当物理内存实际比较紧张时,内存水位处于较低water level时,会触发间接回收内存kswapd或者直接回收内存,从inactive LRU list中将不常用的内存 置换到内存中,整个调用过程大概如下:
不管是kswapd线程还是 直接回收内存,最终都是回收位于inactive list LRU中回收内存。回收入口总函数为shrink_list。
shrink_list
shrink_list为回收内存总入口函数:
shrink_list(enum lru_list lru, unsigned long nr_to_scan,
struct lruvec *lruvec, struct scan_control *sc)
入参:
- enum lru_list lru:回收LRU类型。
- unsigned long nr_to_scan:指定回收内存数目。
- struct lruvec *lruvec: 所回收的内存节点pgdat lru管理数据。
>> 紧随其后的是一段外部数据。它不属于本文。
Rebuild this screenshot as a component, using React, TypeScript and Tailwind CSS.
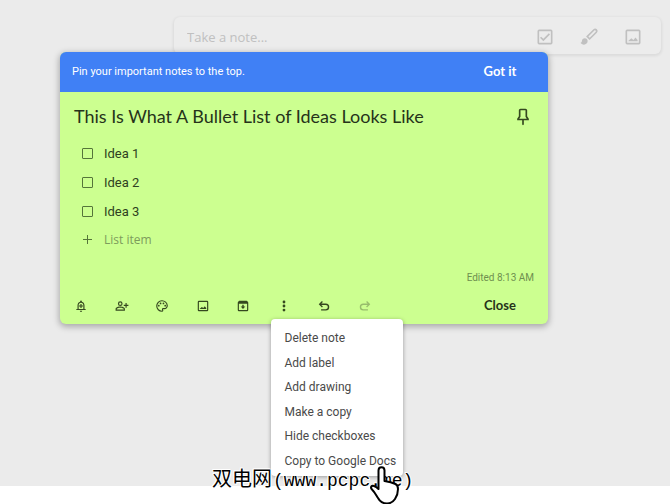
import React, { useState } from "react";

const ideas = ["Idea 1", "Idea 2", "Idea 3"];

const menuItems = [
  "Delete note",
  "Add label",
  "Add drawing",
  "Make a copy",
  "Hide checkboxes",
  "Copy to Google Docs",
];

const icons = {
  checkbox:
    "M19 3H5a2 2 0 0 0-2 2v14a2 2 0 0 0 2 2h14a2 2 0 0 0 2-2V5a2 2 0 0 0-2-2zm0 16H5V5h14v14zM18 9l-1.4-1.4-6.6 6.6-2.6-2.6L6 13l4 4z",
  brush:
    "M7 13.500c-2 0-3.500 1.500-3.500 3.300 0 1.300-1 2.200-1.800 2.200.9 1.400 2.500 2.200 4.300 2.200 2.400 0 4.400-1.800 4.400-4.300 0-1.900-1.500-3.400-3.400-3.400zM21.500 2.800a3 3 0 0 0-4.200 0L8.500 11.500l4.200 4.200 8.800-8.700a3 3 0 0 0 0-4.200zM11.300 11.500l7.200-7.200c.9-.9 2.400.6 1.500 1.500l-7.200 7.200z",
  image:
    "M19 3H5a2 2 0 0 0-2 2v14a2 2 0 0 0 2 2h14a2 2 0 0 0 2-2V5a2 2 0 0 0-2-2zm0 16H5V5h14v14zM6.500 17h11v-1.500l-2.500-3-2.500 3-2.500-2-3.500 3z",
  pin: "M17 4v7l2 3v2h-6v5l-1 1-1-1v-5H5v-2l2-3V4c0-1.100.9-2 2-2h6c1.110 0 2 .89 2 2zM9 4v7.750L7.500 14h9L15 11.750V4H9z",
  reminder:
    "M18 17v-6c0-3.070-1.630-5.640-4.500-6.320V4a1.500 1.500 0 0 0-3 0v.68C7.640 5.360 6 7.920 6 11v6H4v2h16v-2h-2zm-2 0H8v-6c0-2.480 1.510-4.500 4-4.500s4 2.020 4 4.500v6zM10 20h4a2 2 0 0 1-4 0zM11 8.500h2v2.500h2.500v2H13v2.500h-2V13H8.500v-2H11z",
  collaborator:
    "M9 12a4 4 0 1 0 0-8 4 4 0 0 0 0 8zm0-6a2 2 0 1 1 0 4 2 2 0 0 1 0-4zM9 13c-2.670 0-8 1.340-8 4v3h16v-3c0-2.660-5.330-4-8-4zm6 5H3v-1c0-.7 3-2 6-2s6 1.300 6 2v1zM18 7h2v3h3v2h-3v3h-2v-3h-3v-2h3z",
  palette:
    "M12 22a10 10 0 1 1 10-10.500c0 3.300-2.700 6-6 6h-1.800c-.3 0-.5.200-.5.500 0 .4.600.8.600 1.800A2.400 2.400 0 0 1 12 22zm0-18a8 8 0 0 0 0 16c.3 0 .4-.2.400-.5-.100-.5-.6-.8-.6-1.600a2.400 2.400 0 0 1 2.400-2.400H16c2.200 0 4-1.800 4-4C20 7.100 16.400 4 12 4z",
  archive:
    "M20.500 5.200l-1.400-1.700A1.500 1.500 0 0 0 18 3H6c-.5 0-.9.200-1.200.5L3.500 5.200C3.200 5.600 3 6 3 6.500V19a2 2 0 0 0 2 2h14a2 2 0 0 0 2-2V6.500c0-.5-.2-.9-.5-1.300zM5 19V8h14v11H5zM10.800 10h2.400v3H16l-4 4-4-4h2.800z",
  more: "M12 7.500a2.400 2.400 0 1 0 0-4.800 2.400 2.400 0 0 0 0 4.800zm0 2.100a2.400 2.400 0 1 0 0 4.800 2.400 2.400 0 0 0 0-4.800zm0 6.900a2.400 2.400 0 1 0 0 4.800 2.400 2.400 0 0 0 0-4.800z",
  undo: "M8.500 3.500L3 9l5.500 5.500 1.600-1.600-2.700-2.700H15a3.600 3.600 0 0 1 0 7.200H7v2.400h8a6 6 0 0 0 0-12H7.400l2.700-2.700z",
  redo: "M15.500 3.500L21 9l-5.500 5.500-1.600-1.600 2.700-2.700H9a3.600 3.600 0 0 0 0 7.200h8v2.400H9a6 6 0 0 1 0-12h7.600l-2.700-2.700z",
};

type IconName = keyof typeof icons;

function Icon({ name, className }: { name: IconName; className: string }) {
  return (
    <svg viewBox="0 0 24 24" className={className} fill="currentColor" aria-hidden="true">
      <path d={icons[name]} />
      {name === "palette" && (
        <>
          <circle cx="6.500" cy="11.500" r="1.500" />
          <circle cx="9.500" cy="7.500" r="1.500" />
          <circle cx="14.500" cy="7.500" r="1.500" />
          <circle cx="17.500" cy="11.500" r="1.500" />
        </>
      )}
    </svg>
  );
}

function ToolButton({ name, label, faded }: { name: IconName; label: string; faded?: boolean }) {
  return (
    <button
      aria-label={label}
      disabled={faded}
      className={`flex h-9 items-center justify-center ${faded ? "text-[#97bd6c]" : "text-[#35481f]"}`}
    >
      <Icon name={name} className="size-[14px]" />
    </button>
  );
}

function TakeNoteBar() {
  return (
    <div className="ml-[174px] mr-[9px] flex h-[37px] items-center rounded-md bg-[#ececec] pl-[13px] pr-[18px] text-[#c0c0c0] shadow-[0_1px_3px_1px_rgba(0,0,0,0.07)]">
      <input
        aria-label="Take a note"
        placeholder="Take a note..."
        className="min-w-0 flex-1 bg-transparent pt-1 font-['Open_Sans',sans-serif] text-[13px] font-medium outline-none placeholder:text-[#c0c0c0]"
      />
      <div className="flex gap-6 pt-[2px]">
        <button aria-label="New list" className="flex w-5 justify-center">
          <Icon name="checkbox" className="size-5" />
        </button>
        <button aria-label="New note with drawing" className="flex w-5 justify-center">
          <Icon name="brush" className="size-5" />
        </button>
        <button aria-label="New note with image" className="flex w-5 justify-center">
          <Icon name="image" className="size-5" />
        </button>
      </div>
    </div>
  );
}

function MoreMenu() {
  return (
    <div
      role="menu"
      className="absolute left-[7px] top-[31px] z-10 grid h-[157px] w-[132px] grid-rows-6 rounded bg-white pb-[3px] pt-[7px] shadow-[0_1px_4px_rgba(0,0,0,0.35)]"
    >
      {menuItems.map((item) => (
        <button
          key={item}
          role="menuitem"
          className="whitespace-nowrap pl-[14px] text-left text-[12px] leading-6 text-[#4a4a4a]"
        >
          {item}
        </button>
      ))}
    </div>
  );
}

function Note() {
  const [checked, setChecked] = useState<Record<string, boolean>>({});

  return (
    <section
      role="dialog"
      aria-label="Edit note"
      className="relative -mt-[2px] ml-[60px] max-w-[488px] rounded-md bg-[#ccff90] shadow-[0_2px_6px_1px_rgba(0,0,0,0.28)]"
    >
      <div className="flex h-10 items-center justify-between rounded-t-md bg-[#4080f5] pl-3 pr-2 text-white">
        <p className="text-[11px]">Pin your important notes to the top.</p>
        <button className="w-20 font-['Lato',sans-serif] text-[13px] font-bold">Got it</button>
      </div>

      <div className="flex h-[47px] items-center justify-between pl-[14px] pr-[15px] pt-[2px]">
        <h1 className="whitespace-nowrap font-['Lato',sans-serif] text-[18px] text-[#26331a]">
          This Is What A Bullet List of Ideas Looks Like
        </h1>
        <button aria-label="Pin note" className="text-[#35481f]">
          <Icon name="pin" className="size-5" />
        </button>
      </div>

      <ul>
        {ideas.map((idea) => (
          <li key={idea} className="h-[29px] pl-[22px]">
            <label className="flex h-full items-center gap-[11px] text-[13px] text-[#2f3f20]">
              <input
                type="checkbox"
                checked={!!checked[idea]}
                onChange={(e) => setChecked({ ...checked, [idea]: e.target.checked })}
                className="size-[11px] appearance-none rounded-[1px] border border-[#55753a] checked:bg-[#55753a]"
              />
              {idea}
            </label>
          </li>
        ))}
      </ul>
      <label className="flex h-[27px] items-center gap-[11px] pl-[22px]">
        <svg viewBox="0 0 11 11" className="size-[11px] text-[#55753a]" stroke="currentColor" aria-hidden="true">
          <path d="M5.500 1v9M1 5.500h9" />
        </svg>
        <input
          aria-label="List item"
          placeholder="List item"
          className="min-w-0 bg-transparent font-['Open_Sans',sans-serif] text-[12px] font-medium outline-none placeholder:text-[#7d9c5c]"
        />
      </label>

      <p className="pr-[14px] pt-4 text-right text-[10px] leading-[18px] text-[#6f8f4f]">Edited 8:13 AM</p>

      <div className="flex items-center justify-between pl-px pr-2 pt-px">
        <div className="grid w-[324px] grid-cols-8">
          <ToolButton name="reminder" label="Remind me" />
          <ToolButton name="collaborator" label="Collaborator" />
          <ToolButton name="palette" label="Change color" />
          <ToolButton name="image" label="Add image" />
          <ToolButton name="archive" label="Archive" />
          <div className="relative grid">
            <ToolButton name="more" label="More" />
            <MoreMenu />
          </div>
          <ToolButton name="undo" label="Undo" />
          <ToolButton name="redo" label="Redo" faded />
        </div>
        <button className="w-20 font-['Lato',sans-serif] text-[13px] font-bold text-[#26331a]">Close</button>
      </div>
    </section>
  );
}

function HandCursor() {
  return (
    <svg viewBox="0 0 36 40" className="absolute left-[368px] top-[465px] z-30 h-10 w-9" aria-hidden="true">
      <path
        d="M10.500 5.500c0-4.500 6-4.500 6 0V16c4 .5 8 1.500 11 3 2 1 2.500 2.500 2.500 5 0 5-1 7-3 10-2 3-5 4.500-8 4.500-4 0-7-2-9-5.500-2-3-3-5.500-6-8.500-2-2-.5-4.500 2-3.500 2 .7 3.500 2 4.500 3z"
        fill="white"
        stroke="black"
        strokeWidth="2"
        strokeLinejoin="round"
      />
    </svg>
  );
}

export default function App() {
  return (
    <div className="relative min-h-screen bg-white font-['Roboto',sans-serif]">
      <main className="bg-[#ebebeb] pb-[162px] pt-[17px]">
        <TakeNoteBar />
        <Note />
      </main>
      <p className="absolute left-[212px] top-[467px] z-20 flex items-center gap-px whitespace-nowrap font-['Liberation_Mono','Noto_Sans_CJK_SC',monospace] text-[18px] leading-7 text-black [text-shadow:1px_0_white,-1px_0_white,0_1px_white,0_-1px_white,1px_1px_white,-1px_-1px_white]">
        <span className="text-[20px]">双电网</span>
        <span>(www.pcpc.me)</span>
      </p>
      <HandCursor />
    </div>
  );
}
- struct scan_control *sc:回收内存控制
shrink_list源码如下:
static unsigned long shrink_list(enum lru_list lru, unsigned long nr_to_scan,
struct lruvec *lruvec, struct scan_control *sc)
{
if (is_active_lru(lru)) {
if (sc->may_deactivate & (1 << is_file_lru(lru)))
shrink_active_list(nr_to_scan, lruvec, sc, lru);
else
sc->skipped_deactivate = 1;
return 0;
}
return shrink_inactive_list(nr_to_scan, lruvec, sc, lru);
}
- ?如果指定lru为active LRU类型,则首先shrink_active_list,将active list中链表尾开始扫描,将近期没有使用的nr_to_scan个页面 转移到unactive list中。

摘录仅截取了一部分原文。